Sometimes we are called to serve even when going through life’s valleys. Half a year after suddenly losing the ability to walk, I was going through one of the most difficult times of my life. Many things I’d always taken for granted (the ability to stand at the stove and cook my family supper, for example) were now impossible. And yet, it was precisely in this difficult time of disability that God brought to Eric and me one of the greatest gifts of love and service of our lives.

You see, the teenage daughter we had adopted many years prior, when she was 10, had an older brother who lived in a long-term foster home. Through monthly sibling visits, we had built a relationship with this young man.
On a hot summer day when I was feeling especially sad about my losses and wishing there was a way I could serve more, we were unexpectedly informed that our daughter’s brother could no longer live with his foster family. He was now 20 years old, and like our daughter, lives with intellectual disabilities. We were asked to open our home to him as live-in caregivers. We had just one day to give our decision.

Given my disabilities, it seemed we should say no. However, despite the challenges we faced, we possessed the capacity to provide a loving, safe home for this young man. That night I clearly felt the Holy Spirit guiding us to say yes. We felt a call to not just be his caregivers, but to embrace him as a son, as Christ embraces us.

So we said yes. While it hasn’t been an easy two years, our son is thriving and we are now in the process of legally adopting him. Living with physical disabilities has given me unique perspectives and strengths in advocating and caring for him.

I’ve discovered that while some may look at me and see only my disabilities, God doesn’t just see the outward picture. He instills in each of us unique gifts to follow his teaching to serve and love those he brings across our paths.

About the Author

Jenna C. Hoff is a freelance writer and editor in Edmonton, Alta. She is a member of Inglewood Christian Reformed Church.

See comments (1)


The author may live with visible disabilities, but mine are invisible.  They limit me nonetheless.  For example, I have schizophrenia, which has nothing to do with the Dr. Jekyll and Mr. Hyde Phenimenon by the way.  That illness and especially its treatment atypical antipsychostics, cause significant weight gain, which in turn causes people to develop Diabetes Type 2, and the medications used to treat that condition have other side effects like increased sensitivity to heat and diarrhea to name only those two.  So in summe heat waves I often have to skip church because our building is not air-conditioned, and I'm at te stage of life where I get hot flashes, so if you put the three together I get heat exhaustion very easily, and then I'm out of commission.

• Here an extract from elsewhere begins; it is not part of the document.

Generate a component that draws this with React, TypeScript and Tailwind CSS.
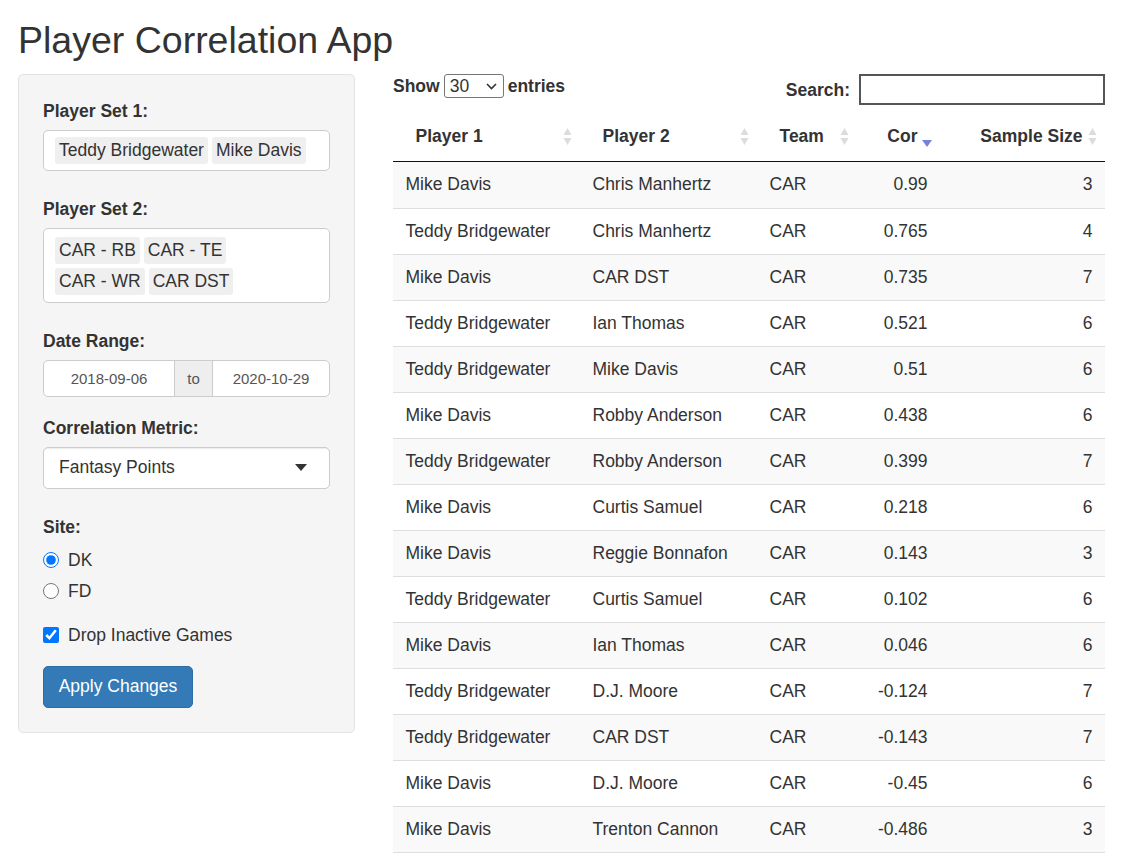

Also, while people seeing her may assume she's dependent on her husband for care, but many people when they think of mental illnesses assume that those who live with severe mental illnesses like schizophrenia also have intellectual disabilities, yet the two are no more automatically linked than cancer and blindness, for example.  The main reason that people with schizophrenia may APPEAR to have an intellectual deficiency is that very often they start experiencing symptoms likehallucinations, insomnia, delusional thinking and depression as teenagers.  Those symptoms interfere with their studies because they can't concentrate when they're hearing voices or haven't slept through the night for weeks on end, and so they fall behind.  Also, they may be ostracized by their classmates because of their odd behavior, and they drop out of school altogether.  Many also take their own lives at this point.  So stigma, albeit less of a problem than it used to be, is still a major hurdle for people with mental illnesses.